The former British Prime Minister has taken some responsibility for the banking crisis, saying that his administration had not understood the situation they were faced with.

FORMER BRITISH PRIME MINISTER Gordon Brown has admitted some responsibility for the economic crisis, saying that he had made a “big mistake” concerning financial regulation ahead of the UK’s banking collapse.

Brown said that he had not realised the “entanglements” of global institutions ahead of the 2008 banking crisis, and that his government had set up the Financial Services Authority (FSA) believing that a threat would come from just one financial institution, the Telegraph reports.  ”We didn’t understand just how entangled things were,” Brown said.

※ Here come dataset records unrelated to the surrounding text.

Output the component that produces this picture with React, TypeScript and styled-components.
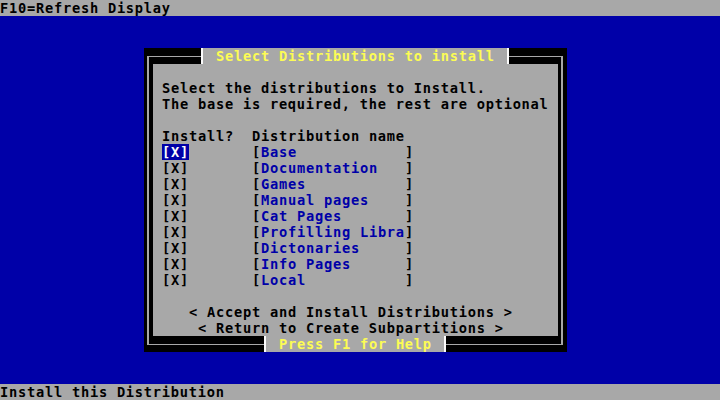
import React from "react";
import styled, { createGlobalStyle } from "styled-components";

// VGA text-mode palette
const BLUE = "#0000a8";
const GRAY = "#a8a8a8";
const BLACK = "#000000";
const WHITE = "#fcfcfc";
const YELLOW = "#fcfc54";

const distributions = [
  "Base",
  "Documentation",
  "Games",
  "Manual pages",
  "Cat Pages",
  "Profilling Libra",
  "Dictonaries",
  "Info Pages",
  "Local",
];

const GlobalStyle = createGlobalStyle`
  html, body {
    margin: 0;
    padding: 0;
    background: ${BLUE};
  }
`;

// 80x25 text screen, each cell 9x16
const Screen = styled.div`
  width: 720px;
  height: 400px;
  display: grid;
  grid-template-rows: 16px 1fr 16px;
  font-family: "DejaVu Sans Mono", "Liberation Mono", monospace;
  font-size: 13.7px;
  letter-spacing: 0.75px;
  font-weight: bold;
  line-height: 16px;
  white-space: pre;
  overflow: hidden;
`;

const StatusBar = styled.div`
  background: ${GRAY};
  color: ${BLACK};
  height: 16px;
`;

const Desktop = styled.div`
  background: ${BLUE};
  padding: 32px 0 0 144px;
`;

const Dialog = styled.div`
  position: relative;
  box-sizing: border-box;
  width: 423px;
  height: 304px;
  background: ${BLACK};
  padding: 8px 4px 7px 3px;
`;

const Frame = styled.div`
  box-sizing: border-box;
  height: 100%;
  border: solid ${GRAY};
  border-width: 1px 2px;
  padding: 7px 3px 8px 4px;
`;

const Body = styled.div`
  box-sizing: border-box;
  height: 100%;
  background: ${GRAY};
  color: ${BLACK};
  padding: 16px 0 0 9px;
  display: flex;
  flex-direction: column;
`;

const EdgeLabel = styled.div<{ $left: number; $top: number }>`
  position: absolute;
  left: ${(p) => p.$left}px;
  top: ${(p) => p.$top}px;
  height: 16px;
  background: ${GRAY};
  color: ${YELLOW};
  border-left: 2px solid ${WHITE};
  border-right: 2px solid ${WHITE};
  padding: 0 12px 0 13px;
`;

const Line = styled.div`
  height: 16px;
`;

const Gap = styled.div<{ $rows: number }>`
  height: ${(p) => p.$rows * 16}px;
  flex: none;
`;

const Table = styled.div`
  display: grid;
  grid-template-columns: 90px 9px 144px 9px;
  grid-auto-rows: 16px;
`;

const Heading = styled.span<{ $wide?: boolean }>`
  grid-column: ${(p) => (p.$wide ? "2 / 5" : "auto")};
`;

const Check = styled.span<{ $active?: boolean }>`
  justify-self: start;
  background: ${(p) => (p.$active ? BLUE : "transparent")};
  color: ${(p) => (p.$active ? WHITE : BLACK)};
`;

const Name = styled.span`
  color: ${BLUE};
`;

const Action = styled.div<{ $col: number }>`
  height: 16px;
  padding-left: ${(p) => p.$col * 9}px;
`;

export default function App() {
  return (
    <>
      <GlobalStyle />
      <Screen>
        <StatusBar>F10=Refresh Display</StatusBar>
        <Desktop>
          <Dialog>
            <Frame>
              <Body>
                <Line>Select the distributions to Install.</Line>
                <Line>The base is required, the rest are optional</Line>
                <Gap $rows={1} />
                <Table>
                  <Heading>Install?</Heading>
                  <Heading $wide>Distribution name</Heading>
                  {distributions.map((d, i) => (
                    <React.Fragment key={d}>
                      <Check $active={i === 0}>[X]</Check>
                      <span>[</span>
                      <Name>{d}</Name>
                      <span>]</span>
                    </React.Fragment>
                  ))}
                </Table>
                <Gap $rows={1} />
                <Action $col={3}>{"< Accept and Install Distributions >"}</Action>
                <Action $col={4}>{"< Return to Create Subpartitions >"}</Action>
              </Body>
            </Frame>
            <EdgeLabel $left={57} $top={0}>
              Select Distributions to install
            </EdgeLabel>
            <EdgeLabel $left={120} $top={288}>
              Press F1 for Help
            </EdgeLabel>
          </Dialog>
        </Desktop>
        <StatusBar>Install this Distribution</StatusBar>
      </Screen>
    </>
  );
}
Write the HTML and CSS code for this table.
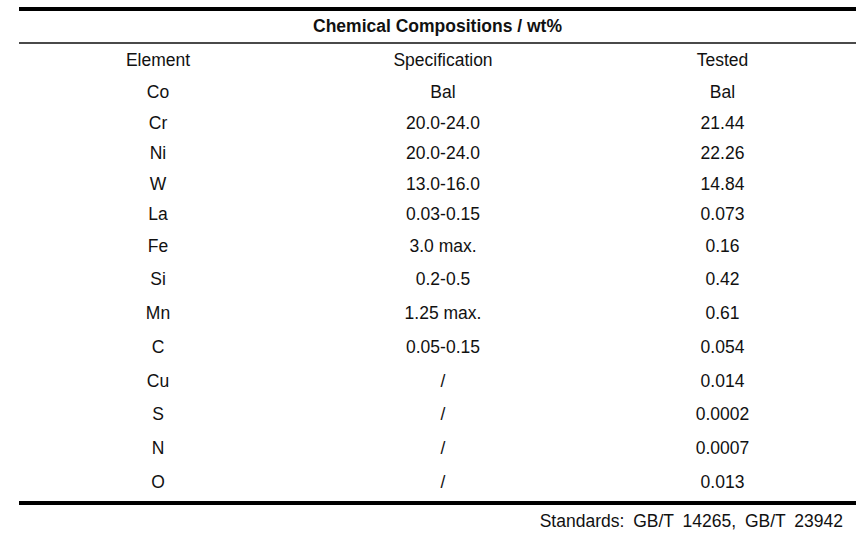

The ex-Prime Minister said that in the 1990s, when he was chancellor, he had been put under “relentless” pressure not to over-regulate, the BBC reports. He also painted a picture of how simplistic the government’s understanding of the situation was: “We did not understand how risk was spread across the system, we did not understand the entanglements of different institutions and we did not understand – even though we talked about it – just how global things were”.

Speaking at a conference in the US, Brown said that wile he accepted some responsibility, others were also to blame for the global financial crisis: “In a world where the understanding of what global meant was incomplete, I think many writers as well as many regulators made exactly the same mistake”.